Report how many lines hold the string "TypeScript". Give the number and nothing else.

****

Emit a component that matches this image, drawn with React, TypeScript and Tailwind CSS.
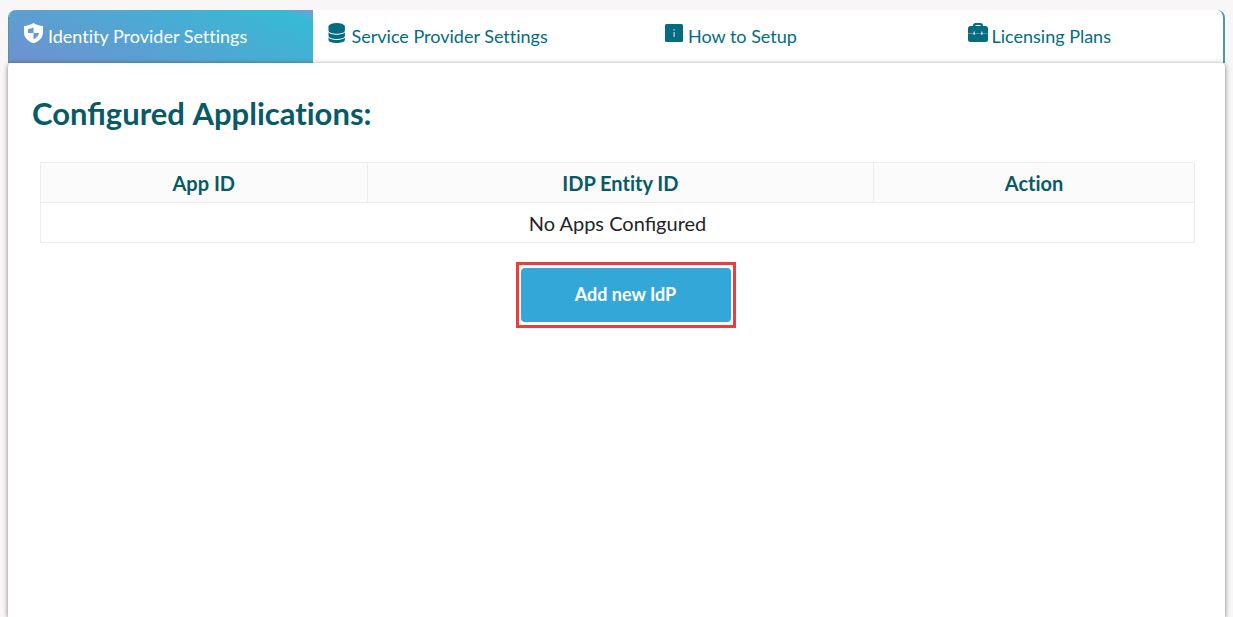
import type { ReactNode } from 'react';
import clsx from 'clsx';

function ShieldIcon() {
  return (
    <svg viewBox="0 0 20 22" className="h-[22px] w-5" aria-hidden="true">
      <path
        fill="currentColor"
        fillRule="evenodd"
        d="M9.500 1c3 1.900 6 2.700 9.500 3v6.200c0 5.200-3.600 9-9.500 11C3.700 19.200 0 15.400 0 10.200V4C3.500 3.700 6.500 2.900 9.500 1Zm0 4.300C8 6.200 6 6.900 4 7.100V11h5.500V5.300ZM9.500 11v6.300c3-1.200 5-3.300 5.500-6.300H9.500Z"
      />
    </svg>
  );
}

function DatabaseIcon() {
  return (
    <svg viewBox="0 0 20 22" className="h-[22px] w-5" aria-hidden="true">
      <g fill="currentColor">
        <ellipse cx="8.700" cy="4.500" rx="8.200" ry="3.500" />
        <path d="M.5 4.500v4c0 4.400 16.400 4.400 16.400 0v-4z" />
        <path d="M.5 10v3.800c0 4.300 16.400 4.300 16.400 0V10c-1.700 3.600-14.700 3.600-16.400 0Z" />
        <path d="M.5 15.300v2.400c0 4.300 16.400 4.300 16.400 0v-2.400c-1.700 3.600-14.700 3.600-16.400 0Z" />
      </g>
    </svg>
  );
}

function InfoIcon() {
  return (
    <svg viewBox="0 0 20 22" className="h-[22px] w-5" aria-hidden="true">
      <rect x="1" y="2" width="18" height="18" rx="1.500" fill="currentColor" />
      <path d="M9.500 7h1.200v1.600H9.500zM9.500 10h1.200v5H9.500z" fill="#fff" opacity=".75" />
    </svg>
  );
}

function BriefcaseIcon() {
  return (
    <svg viewBox="0 0 20 22" className="h-[22px] w-5" aria-hidden="true">
      <path
        fill="currentColor"
        fillRule="evenodd"
        d="M7.500 1h5C14 1 15 2 15 3.300V4h2.500A2.500 2.500 0 0 1 20 6.500v11a2.500 2.500 0 0 1-2.500 2.500h-15A2.500 2.500 0 0 1 0 17.500v-11A2.500 2.500 0 0 1 2.500 4H5v-.7C5 2 6 1 7.500 1Zm0 2v1h5V3h-5Z"
      />
      <path d="M0 11.500h20" stroke="#fff" strokeWidth="1" opacity=".3" />
      <path d="M5.500 9.500h1.200v3.500H5.500zM13.300 9.500h1.200v3.500h-1.200z" fill="#fff" opacity=".85" />
    </svg>
  );
}

interface Tab {
  label: string;
  icon: ReactNode;
  active?: boolean;
  indent?: boolean;
}

const tabs: Tab[] = [
  { label: 'Identity Provider Settings', icon: <ShieldIcon />, active: true },
  { label: 'Service Provider Settings', icon: <DatabaseIcon /> },
  { label: 'How to Setup', icon: <InfoIcon />, indent: true },
  { label: 'Licensing Plans', icon: <BriefcaseIcon />, indent: true },
];

export default function App() {
  return (
    <div className="flex min-h-screen flex-col bg-[#f8f6f7] px-2 pt-[10px] font-['Lato',sans-serif]">
      <nav className="grid grid-cols-4 overflow-hidden rounded-t-lg border-r-2 border-l border-[#4a9ba5] bg-white [font-variant-ligatures:none]">
        {tabs.map((tab) => (
          <a
            key={tab.label}
            href="#"
            className={clsx(
              'flex h-[53px] items-start gap-1 pt-3 text-lg leading-7',
              tab.indent ? 'pl-12' : 'pl-[15px]',
              tab.active
                ? 'bg-[linear-gradient(21deg,#7090cf_0%,#36bad6_92%,#7a9bd8_100%)] text-white'
                : 'text-[#046c80]',
            )}
          >
            {tab.icon}
            <span>{tab.label}</span>
          </a>
        ))}
      </nav>

      <main className="relative flex-1 rounded-t-sm bg-white px-6 pt-7 shadow-[0_1px_5px_rgba(0,0,0,0.5)]">
        <h1 className="text-[31px] leading-[44px] font-bold text-[#085b66]">
          Configured <span className="[font-variant-ligatures:none]">Applications:</span>
        </h1>

        <div className="mt-[27px] pr-1.5 pl-2">
          <table className="w-full table-fixed border-collapse text-center text-xl leading-6">
            <thead className="bg-[#fbfbfb] text-[#085b66] [font-variant-ligatures:none]">
              <tr className="h-10">
                <th className="w-[28.3%] border border-[#ececec] font-bold">App ID</th>
                <th className="w-[43.9%] border border-[#ececec] font-bold">IDP Entity ID</th>
                <th className="border border-[#ececec] font-bold">Action</th>
              </tr>
            </thead>
            <tbody>
              <tr className="h-10">
                <td colSpan={3} className="border border-[#ececec] text-[#212529]">
                  No Apps Configured
                </td>
              </tr>
            </tbody>
          </table>
        </div>

        <div className="mt-[19px] flex justify-center pl-[18px]">
          <div className="border-[3px] border-[#ef3b3b] px-[2px] py-[3px]">
            <button
              type="button"
              className="h-[54px] w-[210px] rounded-sm bg-[#34a7d9] pb-0.5 text-lg font-bold text-white"
            >
              Add new IdP
            </button>
          </div>
        </div>
      </main>
    </div>
  );
}
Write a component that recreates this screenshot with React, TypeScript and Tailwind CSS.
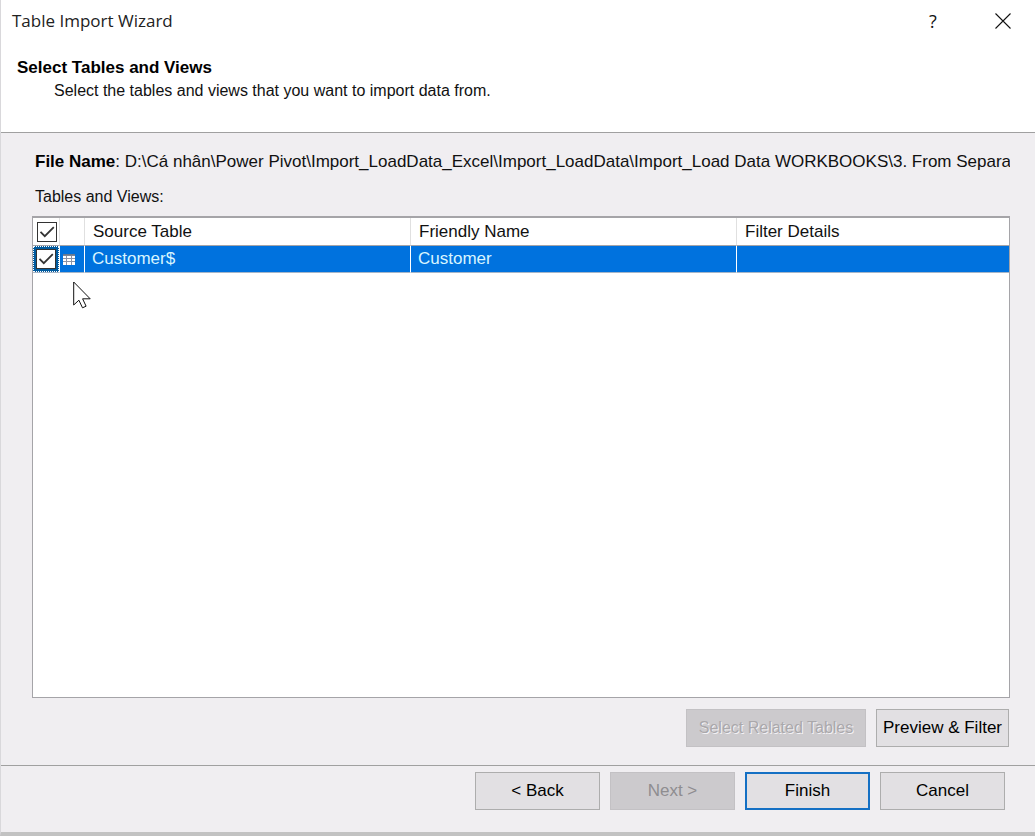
import { useState } from "react";
import type { ButtonHTMLAttributes } from "react";

type CheckProps = {
  label: string;
  checked: boolean;
  onChange: (value: boolean) => void;
};

function Check({ label, checked, onChange }: CheckProps) {
  return (
    <span className="relative block size-5">
      <input
        type="checkbox"
        aria-label={label}
        checked={checked}
        onChange={(e) => onChange(e.target.checked)}
        className="block size-5 appearance-none border border-[#333] bg-white"
      />
      {checked && (
        <svg viewBox="0 0 20 20" className="pointer-events-none absolute inset-0 size-5" aria-hidden="true">
          <path d="M3.5 9.8 7.8 14.2 16.8 5.2" fill="none" stroke="#333" strokeWidth="1.8" />
        </svg>
      )}
    </span>
  );
}

function TableIcon() {
  return (
    <svg viewBox="0 0 12 11" className="block h-[11px] w-3" aria-hidden="true">
      <rect width="12" height="11" fill="#8b93a5" />
      <path fill="#66788f" d="M0 0h12v1.5H0z" />
      <path
        d="M0 2h3v2H0zM4 2h4v2H4zM9 2h3v2H9zM0 5h3v2H0zM4 5h4v2H4zM9 5h3v2H9zM0 8h3v3H0zM4 8h4v3H4zM9 8h3v3H9z"
        fill="#fff"
      />
    </svg>
  );
}

function DialogButton({ className = "", ...rest }: ButtonHTMLAttributes<HTMLButtonElement>) {
  return (
    <button
      type="button"
      className={`h-[38px] border whitespace-nowrap ${className}`}
      {...rest}
    />
  );
}

const normal = "border-[#adadad] bg-[#e2e0e3] text-[17px] text-black";
const disabled = "border-[#c3c1c4] bg-[#cccacd]";

export default function App() {
  const [selected, setSelected] = useState(true);

  return (
    <div className="relative flex min-h-screen flex-col border-b-4 border-l border-b-[#c2c2c2] border-l-[#d9d8db] bg-[#f0eef1] font-['Liberation_Sans',Arial,sans-serif] text-base leading-5 text-[#111]">
      <header className="h-[133px] border-b border-[#a0a0a0] bg-white">
        <div className="flex h-[42px] items-center justify-between pr-6 pl-[11px] font-['Open_Sans','Noto_Sans',sans-serif]">
          <h1 className="text-[17px] text-[#222]">Table Import Wizard</h1>
          <div className="flex items-center gap-[54px]">
            <button type="button" aria-label="Help" className="w-4 text-lg leading-5">
              ?
            </button>
            <button type="button" aria-label="Close">
              <svg viewBox="0 0 16 16" className="block size-4" aria-hidden="true">
                <path d="M.5.5 15.5 15.5M15.5.5.5 15.5" fill="none" stroke="#111" strokeWidth="1.1" />
              </svg>
            </button>
          </div>
        </div>
        <div className="px-4 pt-4">
          <h2 className="text-[17px] font-bold text-black">Select Tables and Views</h2>
          <p className="mt-[3px] pl-[37px]">Select the tables and views that you want to import data from.</p>
        </div>
      </header>

      <main className="flex grow flex-col pt-[19px] pr-[25px] pb-[18px] pl-[31px]">
        <p className="overflow-hidden pl-[3px] text-[17px] whitespace-nowrap">
          <b className="text-black">File Name</b>: D:\Cá nhân\Power Pivot\Import_LoadData_Excel\Import_LoadData\Import_Load
          Data WORKBOOKS\3. From Separate
        </p>
        <p className="mt-[15px] pl-[3px]">Tables and Views:</p>

        <div className="mt-[9px] grow border border-t-2 border-[#a5a4a8] bg-white">
          <table className="w-full table-fixed border-separate border-spacing-0 text-left text-[17px]">
            <colgroup>
              <col className="w-[27px]" />
              <col className="w-[25px]" />
              <col className="w-[326px]" />
              <col className="w-[326px]" />
              <col />
            </colgroup>
            <thead>
              <tr className="h-7 *:border-b *:border-b-[#a5a4a8]">
                <th className="border-r border-r-[#e0e0e0] p-0 pl-1">
                  <Check label="Select all tables" checked={selected} onChange={setSelected} />
                </th>
                <th className="border-r border-r-[#e0e0e0] p-0" aria-label="Type" />
                <th className="border-r border-r-[#e0e0e0] p-0 pl-2 font-normal">Source Table</th>
                <th className="border-r border-r-[#e0e0e0] p-0 pl-2 font-normal">Friendly Name</th>
                <th className="p-0 pl-2 font-normal">Filter Details</th>
              </tr>
            </thead>
            <tbody>
              <tr className="h-[27px] bg-[#0072de] text-[#d9f5ff] *:border-b *:border-b-[#a5b5c8]">
                <td className="border-r border-r-white p-0">
                  <div className="flex h-[26px] items-center border border-dotted border-white bg-[#005a9e] pl-[2px]">
                    <Check label="Select Customer$" checked={selected} onChange={setSelected} />
                  </div>
                </td>
                <td className="border-r border-r-white p-0 pl-[3px]">
                  <TableIcon />
                </td>
                <td className="border-r border-r-white p-0 pl-[7px]">Customer$</td>
                <td className="border-r border-r-white p-0 pl-[7px]">Customer</td>
                <td className="p-0" />
              </tr>
            </tbody>
          </table>
        </div>

        <div className="mt-[11px] flex justify-end gap-[10px] pr-px">
          <DialogButton
            disabled
            className={`w-[180px] ${disabled} text-[#aaa8ab] [text-shadow:1px_1px_0_#f4f2f5]`}
          >
            Select Related Tables
          </DialogButton>
          <DialogButton className={`w-[133px] ${normal}`}>Preview &amp; Filter</DialogButton>
        </div>
      </main>

      <footer className="flex justify-end gap-[10px] border-t border-[#a0a0a0] pt-[6px] pr-[30px] pb-[22px]">
        <DialogButton className={`w-[125px] ${normal}`}>&lt; Back</DialogButton>
        <DialogButton disabled className={`w-[125px] ${disabled} text-[17px] text-[#8f8d90]`}>
          Next &gt;
        </DialogButton>
        <DialogButton className="w-[125px] border-2 border-[#1570c4] bg-[#e2e0e3] text-[17px] text-black">
          Finish
        </DialogButton>
        <DialogButton className={`w-[125px] ${normal}`}>Cancel</DialogButton>
      </footer>

      <svg
        viewBox="0 0 18 28"
        className="pointer-events-none absolute top-[281px] left-[72px] h-7 w-[18px]"
        aria-hidden="true"
      >
        <path
          d="M.7 1v23l5.2-4.8 3.6 7.6 3.6-1.6-3.5-7.4h7.6z"
          fill="#fff"
          stroke="#111"
          strokeWidth="1"
        />
      </svg>
    </div>
  );
}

****

Task response: 2